Cette compensation est encadrée par la réglementation pour éviter les abus tarifaires qui pourraient bloquer l’accès au marché.

Régulation, supervision et lutte contre les dérives

Les régulateurs nationaux et européens (comme l’ESMA, EBA, EIOPA) auront un rôle actif de :

  • supervision des schémas de partage de données ;
  • veille à la conformité technique et réglementaire ;
  • traitement des plaintes utilisateurs.

Des mécanismes de lutte contre la fraude sont également intégrés, incluant : la traçabilité des accès aux données, des sanctions en cas de non-respect du consentement, et des audits réguliers de conformité.

Quels sont les impacts concrets du FIDA ?

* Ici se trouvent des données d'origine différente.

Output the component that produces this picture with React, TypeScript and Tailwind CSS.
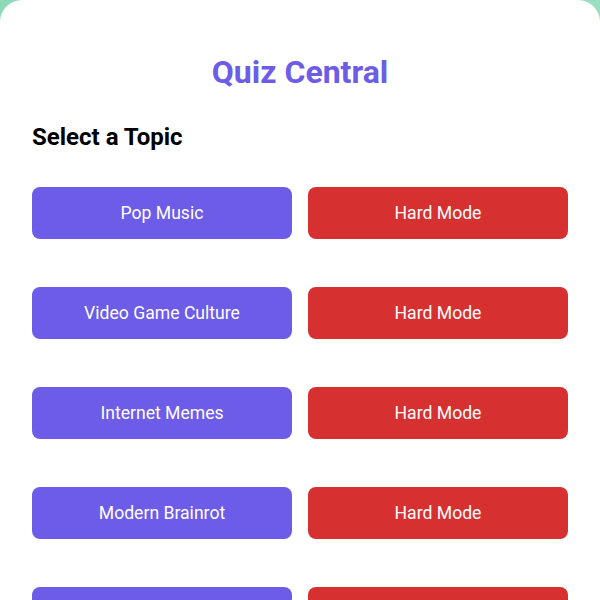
import React from 'react'

const topics = [
  'Pop Music',
  'Video Game Culture',
  'Internet Memes',
  'Modern Brainrot',
  'Movies & TV',
]

export default function App() {
  return (
    <div className="min-h-screen bg-gradient-to-br from-[#8ed9b8] to-[#a6e3c9] font-['Roboto',sans-serif]">
      <div className="bg-white rounded-t-[22px] min-h-screen px-8 pt-[54px] pb-8">
        {/* Header */}
        <h1 className="text-[32px] leading-9 font-bold text-[#6c5ce7] text-center">
          Quiz Central
        </h1>
        <h2 className="mt-[31px] text-2xl leading-8 font-bold text-black">
          Select a Topic
        </h2>

        {/* Topics */}
        <div className="mt-[34px] flex flex-col gap-12">
          {topics.map((topic) => (
            <div key={topic} className="grid grid-cols-2 gap-4">
              <button className="h-[52px] rounded-lg bg-[#6c5ce7] text-white text-[17.6px]">
                {topic}
              </button>
              <button className="h-[52px] rounded-lg bg-[#d63031] text-white text-[17.6px]">
                Hard Mode
              </button>
            </div>
          ))}
        </div>
      </div>
    </div>
  )
}
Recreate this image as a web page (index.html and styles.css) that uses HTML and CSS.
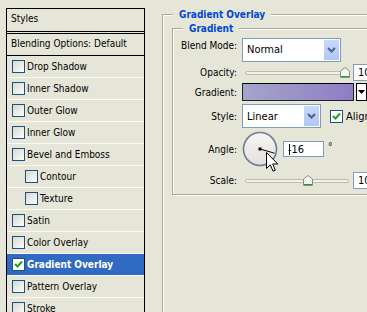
FILE: index.html
```html
<!DOCTYPE HTML>
<html>
  <head>
    <meta http-equiv="Content-type" content="text/html;charset=UTF-8">
    <title>Layer Style - Gradient Overlay</title>
    <link rel="stylesheet" href="styles.css">
  </head>
  <body>
    <div class="page">
      <div class="styles">
        <div class="styles-head">Styles</div>
        <div class="styles-blend">Blending Options: Default</div>
        <div class="item"><span class="box"></span>Drop Shadow</div>
        <div class="item"><span class="box"></span>Inner Shadow</div>
        <div class="item"><span class="box"></span>Outer Glow</div>
        <div class="item"><span class="box"></span>Inner Glow</div>
        <div class="item"><span class="box"></span>Bevel and Emboss</div>
        <div class="item sub"><span class="box"></span>Contour</div>
        <div class="item sub"><span class="box"></span>Texture</div>
        <div class="item"><span class="box"></span>Satin</div>
        <div class="item"><span class="box"></span>Color Overlay</div>
        <div class="item selected"><span class="box checked"><svg width="11" height="11" viewBox="0 0 11 11"><path d="M2 5 L4.5 7.5 L9 2.5" fill="none" stroke="#21a121" stroke-width="2"/></svg></span>Gradient Overlay</div>
        <div class="item"><span class="box"></span>Pattern Overlay</div>
        <div class="item"><span class="box"></span>Stroke</div>
      </div>

      <fieldset class="group outer">
        <legend>Gradient Overlay</legend>
        <fieldset class="group inner">
          <legend>Gradient</legend>
          <div class="form">
            <label class="lbl lbl-top">Blend Mode:</label>
            <div class="ctl">
              <div class="combo combo-wide"><span>Normal</span><span class="combo-btn"><svg width="9" height="6" viewBox="0 0 9 6"><path d="M1 1 L4.5 4.5 L8 1" fill="none" stroke="#4d6185" stroke-width="2"/></svg></span></div>
            </div>

            <label class="lbl">Opacity:</label>
            <div class="ctl">
              <div class="slider"><div class="track"></div><svg class="thumb" style="left:95px" width="10" height="11" viewBox="0 0 10 11"><path d="M0.5 4 L5 0.5 L9.5 4 V10.5 H0.5 Z" fill="#f4f4f0" stroke="#8c8c84"/><path d="M1 9 H9 V10 H1 Z" fill="#21a121"/></svg></div>
              <div class="num num-cut">10</div>
            </div>

            <label class="lbl">Gradient:</label>
            <div class="ctl">
              <div class="swatch"></div>
              <div class="swatch-btn"><svg width="7" height="4" viewBox="0 0 7 4"><path d="M0 0 H7 L3.5 4 Z" fill="#000"/></svg></div>
            </div>

            <label class="lbl">Style:</label>
            <div class="ctl">
              <div class="combo combo-narrow"><span>Linear</span><span class="combo-btn"><svg width="9" height="6" viewBox="0 0 9 6"><path d="M1 1 L4.5 4.5 L8 1" fill="none" stroke="#4d6185" stroke-width="2"/></svg></span></div>
              <span class="tick"><svg width="11" height="11" viewBox="0 0 11 11"><path d="M2 5 L4.5 7.5 L9 2.5" fill="none" stroke="#21a121" stroke-width="2"/></svg></span>
              <span class="tick-text">Align</span>
            </div>

            <label class="lbl">Angle:</label>
            <div class="ctl">
              <div class="dial">
                <svg width="36" height="36" viewBox="0 0 36 36">
                  <defs>
                    <linearGradient id="dialfill" x1="0" y1="0" x2="0" y2="1">
                      <stop offset="0" stop-color="#f6f6f4"/>
                      <stop offset="1" stop-color="#e4e0da"/>
                    </linearGradient>
                  </defs>
                  <circle cx="18" cy="18" r="16.5" fill="url(#dialfill)" stroke="#6d7b9c" stroke-width="1.6"/>
                  <rect x="16.5" y="16.5" width="3" height="3" fill="#000"/>
                  <path d="M18 18 L32.5 22.2" stroke="#000" stroke-width="1"/>
                </svg>
                <svg class="pointer" width="13" height="21" viewBox="0 0 13 21"><path d="M0.5 0.5 V16.5 L4.3 12.8 L7 19.2 L9.3 18.2 L6.7 12 H11.8 Z" fill="#fff" stroke="#000"/></svg>
              </div>
              <div class="num num-angle"><span class="caret"></span>-16</div>
              <span class="deg">&deg;</span>
            </div>

            <label class="lbl">Scale:</label>
            <div class="ctl">
              <div class="slider"><div class="track"></div><svg class="thumb" style="left:58px" width="10" height="11" viewBox="0 0 10 11"><path d="M0.5 4 L5 0.5 L9.5 4 V10.5 H0.5 Z" fill="#f4f4f0" stroke="#8c8c84"/><path d="M1 9 H9 V10 H1 Z" fill="#21a121"/></svg></div>
              <div class="num num-cut">10</div>
            </div>
          </div>
        </fieldset>
      </fieldset>
    </div>
  </body>
</html>
```

FILE: styles.css
```css
html, body {
margin: 0;
padding: 0;
}
body {
width: 367px;
height: 312px;
overflow: hidden;
background: #e6e6d8;
font-family: "DejaVu Sans Condensed", "DejaVu Sans", sans-serif;
font-size: 10px;
line-height: 13px;
color: #000;
}
.page {
display: flex;
align-items: flex-start;
padding: 8px 0 0 6px;
}

/* style list on the left */
.styles {
flex: none;
width: 137px;
height: 304px;
overflow: hidden;
border: 1px solid #000;
border-bottom: none;
}
.styles-head {
height: 22px;
line-height: 20px;
padding-left: 4px;
border-bottom: 3px double #000;
}
.styles-blend {
height: 21px;
line-height: 20px;
padding-left: 4px;
border-bottom: 1px solid #000;
}
.item {
display: flex;
align-items: center;
height: 21px;
padding-left: 5px;
border-bottom: 1px solid #fbfbf6;
white-space: nowrap;
}
.item.sub {
padding-left: 18px;
}
.item.selected {
background: #316ac5;
color: #fff;
font-weight: bold;
}
.box {
flex: none;
width: 11px;
height: 11px;
margin-right: 2px;
border: 1px solid #1c5180;
background: linear-gradient(135deg, #d8d8d2, #f6f6f2 80%);
}
.box.checked, .tick {
background: #fff;
}
.box svg, .tick svg {
display: block;
}

/* group boxes */
.group {
margin: 0;
padding: 0;
border: 1px solid #aca899;
box-shadow: inset 1px 1px 0 #fff, 1px 1px 0 #fff;
}
.group legend {
padding: 0 6px;
background: #e6e6d8;
color: #0046d5;
font-weight: bold;
line-height: 13px;
}
.outer {
flex: none;
width: 260px;
height: 330px;
margin-left: 17px;
padding: 1px 0 0 9px;
}
.outer > legend {
margin-left: 1px;
}
.inner {
width: 240px;
padding: 2px 0 2px 0;
}
.inner > legend {
margin-left: 10px;
}

/* form grid */
.form {
display: grid;
grid-template-columns: 64px auto;
grid-template-rows: 25px 20px 20px 28px 38px 24px;
column-gap: 5px;
}
.lbl {
align-self: center;
text-align: right;
white-space: nowrap;
}
.lbl-top {
align-self: start;
padding-top: 2px;
}
.ctl {
display: flex;
align-items: center;
white-space: nowrap;
}

.combo {
display: flex;
align-items: center;
justify-content: space-between;
box-sizing: border-box;
height: 24px;
padding: 1px 1px 1px 4px;
border: 1px solid #7f9db9;
background: #fff;
font-size: 11px;
}
.combo-wide {
width: 99px;
}
.combo-narrow {
width: 79px;
}
.combo-btn {
display: flex;
align-items: center;
justify-content: center;
width: 15px;
height: 20px;
background: linear-gradient(#c9d8fb, #b1c6f6);
}

.slider {
position: relative;
width: 104px;
height: 11px;
margin-left: 3px;
}
.track {
position: absolute;
left: 0;
right: 0;
top: 4px;
height: 2px;
border: 1px solid #bdbdb3;
border-radius: 2px;
background: #f2f2ec;
}
.thumb {
position: absolute;
top: 0;
}

.num {
box-sizing: border-box;
height: 17px;
padding: 1px 0 0 4px;
border: 1px solid #7f9db9;
background: #fff;
font-size: 11px;
}
.num-cut {
width: 40px;
margin-left: 4px;
}
.num-angle {
position: relative;
width: 41px;
height: 16px;
margin-left: 5px;
padding-left: 4px;
}
.caret {
position: absolute;
left: 5px;
top: 2px;
width: 1px;
height: 11px;
background: #000;
}
.deg {
margin-left: 4px;
margin-top: -6px;
}

.swatch {
box-sizing: border-box;
width: 112px;
height: 18px;
border: 1px solid #222;
border-top-color: #000;
background: linear-gradient(to right, #a5a5cb, #8f7dc4);
}
.swatch-btn {
display: flex;
align-items: center;
justify-content: center;
box-sizing: border-box;
width: 11px;
height: 18px;
margin-left: 2px;
border: 1px solid #000;
background: #fff;
}

.tick {
flex: none;
width: 11px;
height: 11px;
margin-left: 9px;
border: 1px solid #1c5180;
}
.tick-text {
margin-left: 3px;
font-size: 11px;
}

.dial {
position: relative;
width: 36px;
height: 36px;
}
.dial svg {
display: block;
}
.pointer {
position: absolute;
left: 24px;
top: 21px;
}
```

Une transformation pour les institutions financières

Les banques et assureurs vont devoir repenser leur stratégie de gestion des données, car le partage de celles-ci devient une obligation légale et non un choix commercial. Cela implique :

  • la mise en place de nouveaux systèmes IT (API, tableaux de bord, logs) ;
  • la formation des équipes conformité et juridique ;
  • une ouverture culturelle vis-à-vis de la collaboration avec des tiers.

Une opportunité pour les fintechs

Pour les nouveaux entrants, FIDA fait aussi office de tremplin avec :

  • l'accès facilité aux données clients pour créer des services innovants (coaching budgétaire, scoring alternatif, prévoyance dynamique…) ;
  • le développement de produits d’assurance ou de crédit personnalisés ;
  • l'exploitation de l’automatisation et de l’IA pour offrir une expérience utilisateur enrichie.

Des risques à maîtriser

La mise en place de FIDA s’accompagne aussi de nouveaux risques à prendre en compte comme :

  • l’exclusion financière : les personnes n’ayant pas accès au numérique ou refusant le partage peuvent être défavorisées ;
  • Risque cyber : plus de flux signifie aussi plus de vecteurs potentiels d’attaque ;
  • la perte de confiance si les garanties de protection ne sont pas perçues comme crédibles.

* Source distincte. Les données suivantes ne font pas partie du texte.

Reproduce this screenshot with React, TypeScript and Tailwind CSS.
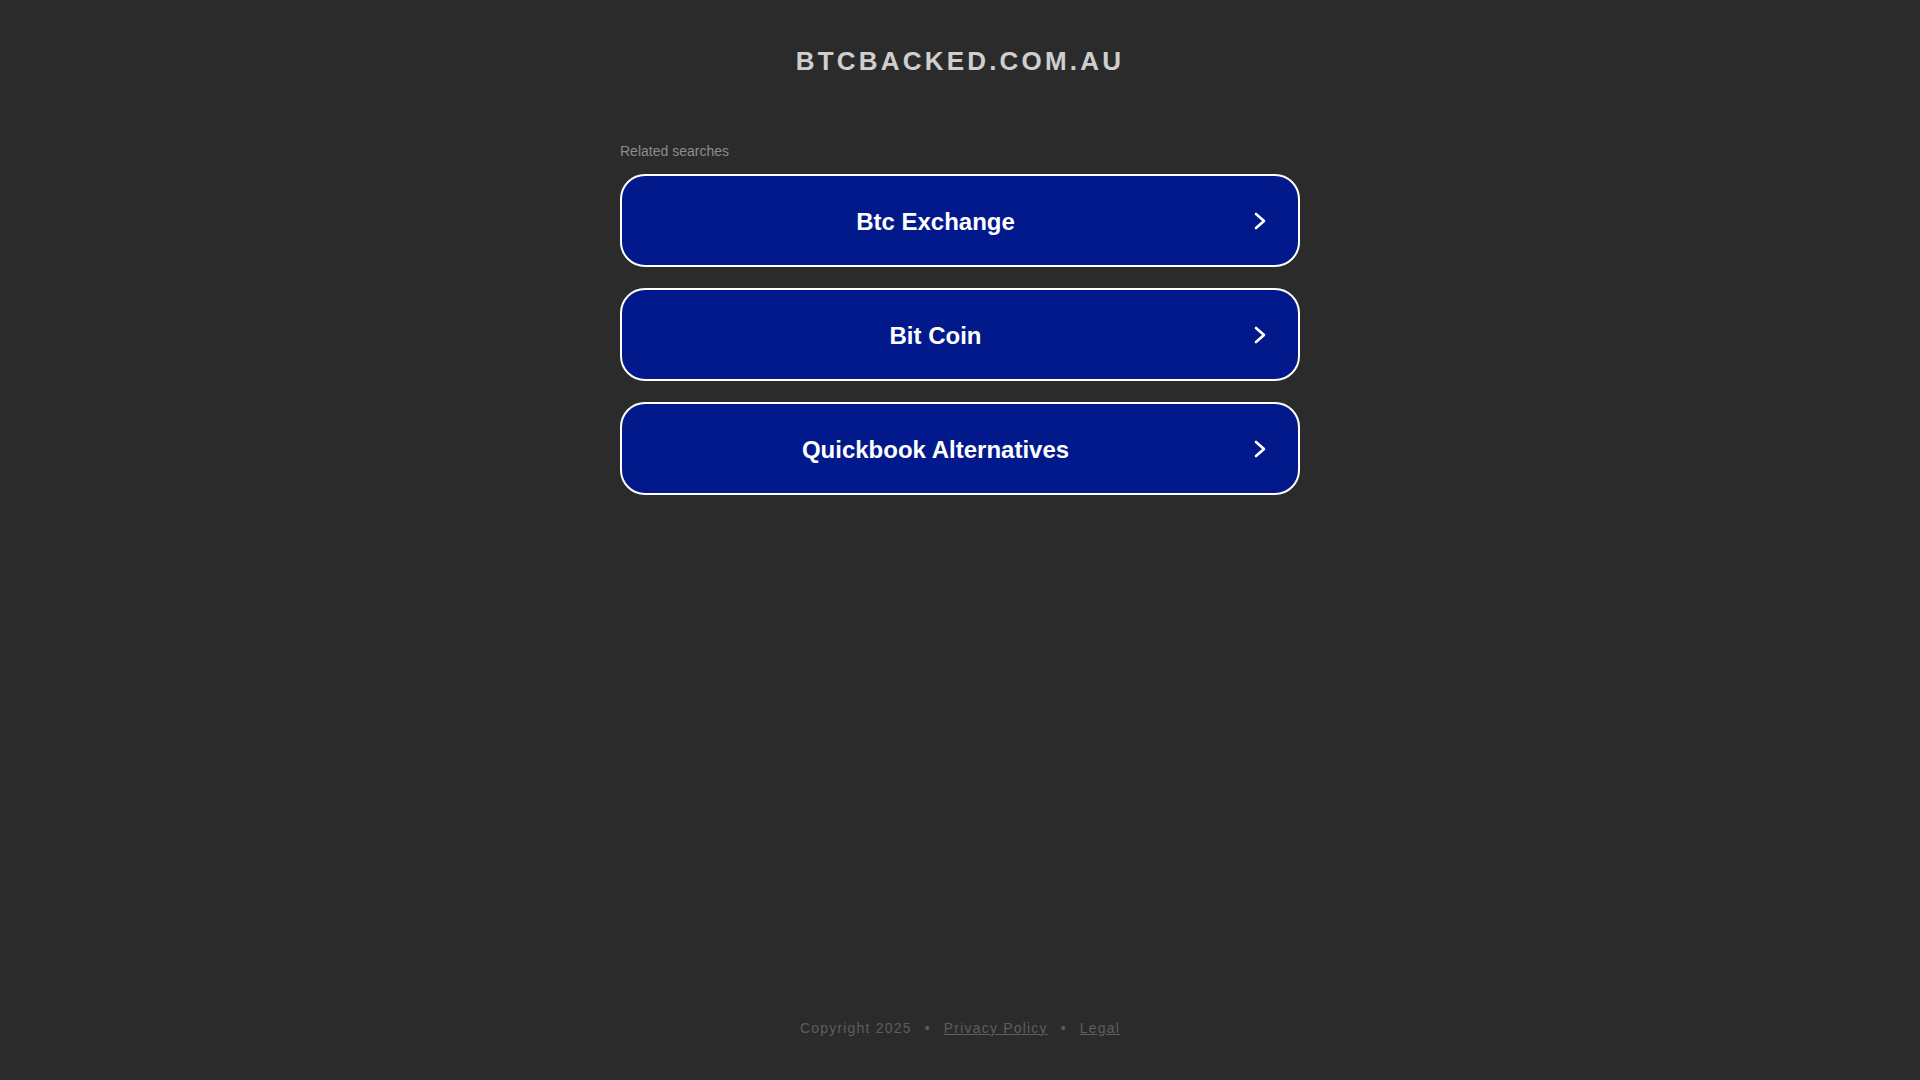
const searches = ['Btc Exchange', 'Bit Coin', 'Quickbook Alternatives'];

function Chevron() {
  return (
    <svg width="12" height="18" viewBox="0 0 12 18" fill="none" className="shrink-0">
      <path d="M2 2 L10 9 L2 16" stroke="#ffffff" strokeWidth="2.6" strokeLinecap="round" strokeLinejoin="round" />
    </svg>
  );
}

export default function App() {
  return (
    <div
      className="min-h-screen bg-[#2b2b2b] flex flex-col"
      style={{ fontFamily: '"Liberation Sans", Arial, sans-serif' }}
    >
      {/* Header */}
      <div className="pt-[46px] text-center">
        <h1 className="text-[26px] leading-[31px] font-bold tracking-[3.2px] text-[#cfcfcf]">
          BTCBACKED.COM.AU
        </h1>
      </div>

      {/* Related searches */}
      <div className="w-[680px] mx-auto mt-[66px]">
        <p className="text-[14px] leading-[16px] text-[#8c8c8c] mb-[15px]">Related searches</p>
        <div className="flex flex-col gap-[21px]">
          {searches.map((s) => (
            <a
              key={s}
              href="#"
              className="h-[93px] flex items-center bg-[#02198b] border-2 border-white rounded-[25px] text-white"
            >
              <span className="flex-1 text-center text-[24px] leading-[28px] font-bold pt-[2px]">{s}</span>
              <span className="ml-[5px] mr-[32px] flex items-center">
                <Chevron />
              </span>
            </a>
          ))}
        </div>
      </div>

      {/* Footer */}
      <div className="mt-auto pb-[44px] flex justify-center items-center text-[14px] leading-[16px] tracking-[1.2px] text-[#5e5e5e]">
        <span>Copyright 2025</span>
        <span className="px-[13px]">•</span>
        <a href="#" className="underline">Privacy Policy</a>
        <span className="px-[13px]">•</span>
        <a href="#" className="underline">Legal</a>
      </div>
    </div>
  );
}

Comment se préparer à la réglementation FIDA ?

Auditer ses données financières disponibles 

Il faut, pour cela identifier quels types de données sont détenus, sous quel format, et pour quels types de produits. Cette cartographie représente la base du travail.

Mettre en place les interfaces techniques requises

Pour assurer un partage sécurisé et harmonisé des données, plusieurs actions clés sont requises :

  • développement ou intégration d’API standardisées (ex. RESTful, JSON) ;
  • respect des spécifications européennes à venir (interopérabilité, sécurité) ;
  • connexion à un registre européen d’acteurs autorisés.

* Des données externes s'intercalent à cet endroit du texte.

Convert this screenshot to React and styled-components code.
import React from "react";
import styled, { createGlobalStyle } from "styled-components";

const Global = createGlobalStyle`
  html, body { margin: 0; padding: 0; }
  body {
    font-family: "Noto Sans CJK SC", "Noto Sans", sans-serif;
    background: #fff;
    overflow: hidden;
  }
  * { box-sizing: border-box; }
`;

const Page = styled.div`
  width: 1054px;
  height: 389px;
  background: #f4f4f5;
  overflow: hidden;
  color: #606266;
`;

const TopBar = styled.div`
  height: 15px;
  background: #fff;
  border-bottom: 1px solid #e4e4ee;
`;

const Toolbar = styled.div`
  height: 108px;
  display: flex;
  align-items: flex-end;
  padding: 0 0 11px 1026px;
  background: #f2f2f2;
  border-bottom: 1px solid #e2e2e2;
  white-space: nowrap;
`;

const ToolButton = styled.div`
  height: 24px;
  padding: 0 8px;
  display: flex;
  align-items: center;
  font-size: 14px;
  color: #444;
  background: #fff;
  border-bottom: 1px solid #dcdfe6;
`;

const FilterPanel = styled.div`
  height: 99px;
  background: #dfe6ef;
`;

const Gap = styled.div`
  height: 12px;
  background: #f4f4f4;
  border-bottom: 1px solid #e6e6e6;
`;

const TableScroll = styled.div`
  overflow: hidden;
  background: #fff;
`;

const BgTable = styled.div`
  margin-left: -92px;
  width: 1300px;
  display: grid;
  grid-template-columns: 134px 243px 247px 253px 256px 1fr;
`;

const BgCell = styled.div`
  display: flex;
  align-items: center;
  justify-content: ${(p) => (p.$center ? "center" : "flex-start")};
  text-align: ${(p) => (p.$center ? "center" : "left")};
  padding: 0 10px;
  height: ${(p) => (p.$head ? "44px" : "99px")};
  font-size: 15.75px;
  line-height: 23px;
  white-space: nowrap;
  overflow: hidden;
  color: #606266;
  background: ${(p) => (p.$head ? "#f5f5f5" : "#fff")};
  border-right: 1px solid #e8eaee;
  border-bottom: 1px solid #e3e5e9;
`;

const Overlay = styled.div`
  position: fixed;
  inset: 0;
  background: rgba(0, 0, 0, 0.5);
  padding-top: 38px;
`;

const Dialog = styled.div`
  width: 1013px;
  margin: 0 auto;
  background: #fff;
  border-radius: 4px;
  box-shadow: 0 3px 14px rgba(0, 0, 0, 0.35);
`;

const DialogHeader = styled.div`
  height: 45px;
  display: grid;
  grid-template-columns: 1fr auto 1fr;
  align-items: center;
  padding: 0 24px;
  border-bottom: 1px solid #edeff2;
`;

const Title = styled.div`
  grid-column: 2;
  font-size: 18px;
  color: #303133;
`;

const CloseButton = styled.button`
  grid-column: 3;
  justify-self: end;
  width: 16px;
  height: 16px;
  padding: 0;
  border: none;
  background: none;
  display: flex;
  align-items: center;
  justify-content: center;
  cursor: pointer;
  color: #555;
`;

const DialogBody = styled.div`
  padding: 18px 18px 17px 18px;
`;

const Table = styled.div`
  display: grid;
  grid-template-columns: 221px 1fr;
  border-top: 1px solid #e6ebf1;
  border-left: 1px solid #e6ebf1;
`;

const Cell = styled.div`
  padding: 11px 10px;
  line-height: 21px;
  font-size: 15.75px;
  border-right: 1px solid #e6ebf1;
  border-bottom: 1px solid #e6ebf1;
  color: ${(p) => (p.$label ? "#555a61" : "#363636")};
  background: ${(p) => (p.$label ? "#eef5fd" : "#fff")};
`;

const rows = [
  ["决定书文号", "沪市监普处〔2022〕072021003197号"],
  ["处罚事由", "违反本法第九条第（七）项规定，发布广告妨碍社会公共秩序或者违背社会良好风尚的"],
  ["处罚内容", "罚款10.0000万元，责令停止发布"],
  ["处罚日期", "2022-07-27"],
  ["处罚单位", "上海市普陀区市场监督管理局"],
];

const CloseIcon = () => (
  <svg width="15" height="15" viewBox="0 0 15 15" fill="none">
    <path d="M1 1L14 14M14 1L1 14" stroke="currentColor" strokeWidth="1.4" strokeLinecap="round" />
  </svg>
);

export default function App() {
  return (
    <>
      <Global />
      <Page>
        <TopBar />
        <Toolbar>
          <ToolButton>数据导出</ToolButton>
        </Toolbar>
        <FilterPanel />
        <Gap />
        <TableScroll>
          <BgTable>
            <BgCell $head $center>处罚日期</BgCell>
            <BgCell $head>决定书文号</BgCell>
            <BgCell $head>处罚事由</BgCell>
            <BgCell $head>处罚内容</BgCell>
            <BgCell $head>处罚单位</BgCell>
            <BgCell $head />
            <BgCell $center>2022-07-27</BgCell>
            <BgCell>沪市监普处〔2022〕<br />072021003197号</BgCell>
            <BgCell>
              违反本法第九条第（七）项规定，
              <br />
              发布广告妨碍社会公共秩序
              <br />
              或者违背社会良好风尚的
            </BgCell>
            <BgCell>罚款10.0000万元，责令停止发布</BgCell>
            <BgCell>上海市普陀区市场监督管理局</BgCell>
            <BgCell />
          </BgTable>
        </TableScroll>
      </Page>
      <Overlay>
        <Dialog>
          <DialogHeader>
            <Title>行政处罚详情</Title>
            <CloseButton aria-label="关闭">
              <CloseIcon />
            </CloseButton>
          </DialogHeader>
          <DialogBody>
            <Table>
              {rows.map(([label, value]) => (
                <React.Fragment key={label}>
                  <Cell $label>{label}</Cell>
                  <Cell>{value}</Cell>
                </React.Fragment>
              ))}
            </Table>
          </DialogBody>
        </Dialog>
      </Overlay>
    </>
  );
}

Déployer un tableau de bord client

Le tableau de bord est obligatoire pour permettre au client de gérer ses autorisations d’accès. Il devra être clair, transparent, et accessible facilement.

Mettre à jour les politiques internes

Parallèlement aux aspects techniques, il est nécessaire d’adapter les politiques internes, telles que :

  • la politique de consentement ;
  • la documentation juridique (CGU, mentions légales) ;
  • les processus de vérification des partenaires tiers (vérification de leur statut autorisé).

Sensibiliser les équipes internes

Il est fortement recommandé de définir un plan de formation sur FIDA, ses impacts, ses risques et son articulation avec les autres réglementations (RGPD, DSP2, DORA, etc.) pour sensibiliser les équipes et favoriser leur engagement.

Se conformer à la réglementation est une étape, mais pour quand faut-il être prêt ?

Quelle date pour l’entrée en vigueur du règlement FIDA ?

Le règlement FIDA (Financial Data Access) a été proposé par la Commission européenne en juin 2023, dans le cadre du paquet législatif Open Finance visant à prolonger les principes de la directive DSP2 à l’ensemble des services financiers.

Fin 2024, le Parlement européen et le Conseil ont arrêté leurs positions respectives sur les propositions de la Commission. L’adoption définitive du règlement FIDA devrait survenir fin 2025 et son application devrait alors être progressive, afin de laisser le temps aux acteurs de se préparer. 

Au-delà des dates, ce règlement s’inscrit dans une vision bien plus large, qui vise à remodeler durablement le secteur financier européen.

Open Finance : quels enjeux à long terme ?

FIDA s’inscrit dans une vision stratégique : faire de l’Europe un leader de l’Open Finance, c’est-à-dire un système où les consommateurs contrôlent leurs données, et peuvent les communiquer facilement pour la souscription à de nouveaux services financiers.

Cette ambition apporte plusieurs bénéfices majeurs :

  1. bénéfices économiques et concurrentiels : stimuler l’innovation dans les services bancaires et assurantiels ;
  2. favoriser la concurrence non biaisée entre acteurs historiques et entrants ;
  3. créer un écosystème fondé sur la transparence et l’interopérabilité.

Si les bénéfices de la mise en place de FIDA ne sont pas à prouver, celle-ci devra cependant s’opérer en tenant compte de divers enjeux, notamment de confiance numérique.

Enjeux de confiance et de protection :

  • l’adhésion des citoyens dépendra de la qualité des garanties techniques et juridiques mises en place ;
  • l'évolution de la cybersécurité et des normes de protection pour suivre l’innovation.

Enjeux réglementaires :

  • l’articulation avec d’autres textes (DSP3, RGPD, DORA, AI Act) reste un chantier clé ;
  • la clarté, la cohérence et la lisibilité influenceront fortement l’adoption.

Le règlement FIDA représente donc une avancée majeure vers une finance plus ouverte, plus transparente, mais aussi plus exigeante.

Son ambition est claire, replacer le citoyen au cœur de la chaîne de valeur des données financières, tout en renforçant la compétitivité européenne.

Pour les acteurs bancaires, assurantiels et fintechs, il faut désormais anticiper, se préparer et s’adapter, car au-delà de la contrainte réglementaire se cachent de véritables leviers d’innovation et de transformation stratégique.